Dye Engineered Perovskite Solar Cells under Accelerated Thermal Stress and Prolonged Light Exposure

Abstract Herein, the thermal and light stability enhancement of planar perovskite solar cells (PSCs) based on the approach of dye‐sensitization of the titania compact layer with the triphenylamine‐based metal‐free organic (E)‐3‐(5‐(4‐(bis(2′,4′‐dibutoxy‐[1,1′‐biphenyl]‐4‐yl) amino) phenyl) thiophen‐2‐yl)‐2‐cyanoacrylic acid (D35) dye is reported. The D35 molecule is chemically adsorbed via a bidentate anchor group upon the TiO 2 underlayer. This enhances the power conversion efficiency of PSCs due to its well‐established versatile role, offering facilitation of electron charge transfer to the anode while favoring the growth of robust and homogenous perovskite layers.
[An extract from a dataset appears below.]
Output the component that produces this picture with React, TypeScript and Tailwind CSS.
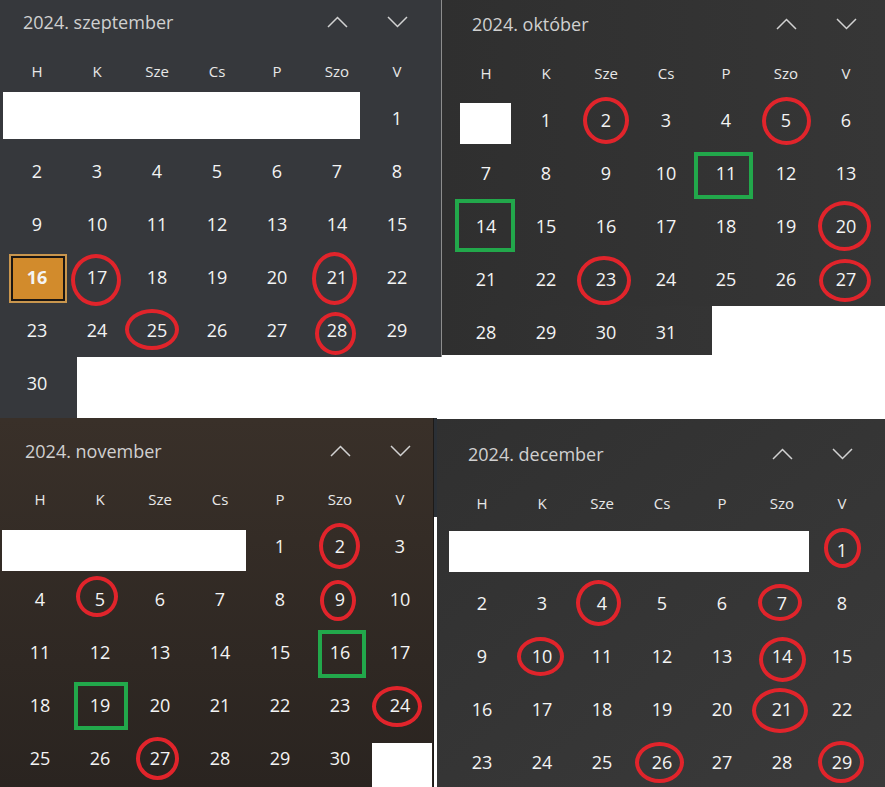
import React from 'react';
import { clsx } from 'clsx';

type Mark = { kind: 'red' | 'green' | 'today'; w: number; h: number; dx: number; dy: number };
type Marks = Record<number, Mark>;

const HEADS = ['H', 'K', 'Sze', 'Cs', 'P', 'Szo', 'V'];

const red = (w: number, h: number, dx: number, dy: number): Mark => ({ kind: 'red', w, h, dx, dy });
const green = (w: number, h: number, dx: number, dy: number): Mark => ({ kind: 'green', w, h, dx, dy });

const Chevron = ({ up }: { up?: boolean }) => (
  <svg width="21" height="12" viewBox="0 0 21 12" fill="none" stroke="#d2d2d2" strokeWidth="1.5">
    <polyline points={up ? '1,11 10.5,1.5 20,11' : '1,1 10.5,10.5 20,1'} />
  </svg>
);

const TitleRow = ({ title, indent }: { title: string; indent: number }) => (
  <div className="flex items-center h-[44px] w-[420px]">
    <span className="flex-1 text-[18px] text-[#d0d0d0]" style={{ paddingLeft: indent }}>{title}</span>
    <div className="w-[60px] flex justify-center pl-px"><Chevron up /></div>
    <div className="w-[60px] flex justify-center pl-px"><Chevron /></div>
  </div>
);

const Heads = ({ className }: { className?: string }) => (
  <div className={clsx('flex h-[42px]', className)}>
    {HEADS.map(h => (
      <div key={h} className="w-[60px] flex items-center justify-center text-[15px] text-[#e8e8e8]">{h}</div>
    ))}
  </div>
);

const Day = ({ n, mark }: { n: number; mark?: Mark }) => (
  <div className="relative w-[60px] h-[53px] shrink-0 flex items-center justify-center text-[18px] text-[#f4f4f4]">
    {mark && mark.kind === 'today' && (
      <span className="absolute left-[2px] top-[3px] w-[58px] h-[49px] border-2 border-[#c9964e]">
        <span className="block w-full h-full border-2 border-[#1c1713] bg-[#d28b2c]" />
      </span>
    )}
    {mark && mark.kind !== 'today' && (
      <span
        className={clsx(
          'absolute border-[4px]',
          mark.kind === 'red' ? 'rounded-[50%] border-[#e1242b]' : 'border-[#22a84b]'
        )}
        style={{
          width: mark.w,
          height: mark.h,
          left: 30 + mark.dx - mark.w / 2,
          top: 26.5 + mark.dy - mark.h / 2,
        }}
      />
    )}
    <span className={clsx('relative', mark?.kind === 'today' && 'font-bold')}>{n}</span>
  </div>
);

const Week = ({ days, marks = {} }: { days: number[]; marks?: Marks }) => (
  <div className="flex">
    {days.map(d => <Day key={d} n={d} mark={marks[d]} />)}
  </div>
);

const range = (a: number, b: number) => Array.from({ length: b - a + 1 }, (_, i) => a + i);

const sepMarks: Marks = {
  16: { kind: 'today', w: 58, h: 49, dx: 0, dy: 0 },
  17: red(50, 52, -1, 2.5),
  21: red(45, 53, -3, 0.5),
  25: red(54, 41, -5, -1.5),
  28: red(41, 43, -1.5, 2.5),
};

const octMarks: Marks = {
  2: red(46, 47, -0.5, 0),
  5: red(49, 48, 0, 0),
  11: green(59, 47, -2.5, 2),
  14: green(60, 53, -1, -1),
  20: red(53, 50, -2, -1),
  23: red(54, 49, -2, 1),
  27: red(52, 43, -1, 0.5),
};

const novMarks: Marks = {
  2: red(41, 46, -1, -1),
  5: red(42, 41, -3, -3),
  9: red(36, 41, -2, 0.5),
  16: green(48, 48, 2, 1.5),
  19: green(54, 48, 1, 0.5),
  24: red(50, 41, -3, 1),
  27: red(43, 43, -3, 0),
};

const decMarks: Marks = {
  1: red(37, 40, 0, -2.5),
  4: red(45, 46, -4, -1),
  7: red(44, 37, -2.5, -1.5),
  10: red(47, 39, -2, -0.5),
  14: red(47, 45, 0, 2.5),
  21: red(56, 45, -2.5, 0.5),
  26: red(49, 41, -3, -0.5),
  29: red(46, 42, -1, -1),
};

export default function App() {
  return (
    <div className="w-[885px] h-[787px] bg-white overflow-hidden font-['Open_Sans',sans-serif]">
      {/* top: szeptember + október */}
      <div className="flex h-[418px]">
        <div className="w-[441px] flex flex-col">
          <div className="bg-[#36383c] h-[357px] pl-[7px]">
            <TitleRow title="2024. szeptember" indent={16} />
            <Heads className="mt-[6px]" />
            <div className="flex">
              <div className="-ml-[4px] w-[357px] h-[47px] bg-white" />
              <div className="ml-[7px]"><Day n={1} /></div>
            </div>
            <Week days={range(2, 8)} />
            <Week days={range(9, 15)} />
            <Week days={range(16, 22)} marks={sepMarks} />
            <Week days={range(23, 29)} marks={sepMarks} />
          </div>
          <div className="w-[77px] h-[61px] bg-[#36383c] pl-[7px]">
            <Day n={30} />
          </div>
        </div>
        <div className="w-px h-[357px] bg-[#8d8d8d]" />
        <div className="w-[443px] flex flex-col">
          <div className="h-[306px] pt-[2px] pl-[14px] bg-linear-to-r from-[#2f2f2f] to-[#363636]">
            <TitleRow title="2024. október" indent={16} />
            <Heads className="mt-[6px]" />
            <div className="flex">
              <div className="ml-[4px] mt-[9px] w-[51px] h-[41px] bg-white" />
              <div className="ml-[5px] flex">
                {range(1, 6).map(d => <Day key={d} n={d} mark={octMarks[d]} />)}
              </div>
            </div>
            <Week days={range(7, 13)} marks={octMarks} />
            <Week days={range(14, 20)} marks={octMarks} />
            <Week days={range(21, 27)} marks={octMarks} />
          </div>
          <div className="w-[270px] h-[49px] overflow-hidden pl-[14px] bg-linear-to-r from-[#2f2f2f] to-[#343434]">
            <Week days={range(28, 31)} />
          </div>
        </div>
      </div>

      {/* bottom: november + december */}
      <div className="flex h-[369px]">
        <div className="w-[434px] h-[369px] pt-[11px] pl-[10px] border-r border-[#1d1a18] bg-linear-to-b from-[#393029] to-[#2a2420]">
          <TitleRow title="2024. november" indent={15} />
          <Heads className="mt-[5px]" />
          <div className="flex">
            <div className="-ml-[8px] mt-[10px] w-[244px] h-[41px] bg-white" />
            <div className="ml-[4px] flex">
              {range(1, 3).map(d => <Day key={d} n={d} mark={novMarks[d]} />)}
            </div>
          </div>
          <Week days={range(4, 10)} marks={novMarks} />
          <Week days={range(11, 17)} marks={novMarks} />
          <Week days={range(18, 24)} marks={novMarks} />
          <div className="flex">
            {range(25, 30).map(d => <Day key={d} n={d} mark={novMarks[d]} />)}
            <div className="ml-[2px] mt-[11px] w-[60px] h-[44px] bg-white" />
          </div>
        </div>
        <div className="w-[3px]">
          <div className="h-[99px] bg-[#2b3036]" />
        </div>
        <div className="w-[448px] h-[368px] mt-px pt-[13px] pl-[15px] bg-linear-to-br from-[#303030] via-[#353535] to-[#3a3a3a]">
          <TitleRow title="2024. december" indent={16} />
          <Heads className="mt-[6px]" />
          <div className="flex">
            <div className="-ml-[3px] mt-[7px] w-[360px] h-[41px] bg-white" />
            <div className="ml-[3px]"><Day n={1} mark={decMarks[1]} /></div>
          </div>
          <Week days={range(2, 8)} marks={decMarks} />
          <Week days={range(9, 15)} marks={decMarks} />
          <Week days={range(16, 22)} marks={decMarks} />
          <Week days={range(23, 29)} marks={decMarks} />
        </div>
      </div>
    </div>
  );
}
However, its influence in the PSC performance seems to expand further. The stability experiments showed an enhanced endurance for the devices after the insertion of D35, not only in shelf‐shield conditions but also after accelerated thermal tests and prolonged light exposure. This study confirms the plethoric role of dye sensitization strategy and its advantages to interfacial engineering via organic chromophores towards efficient and stable PSCs.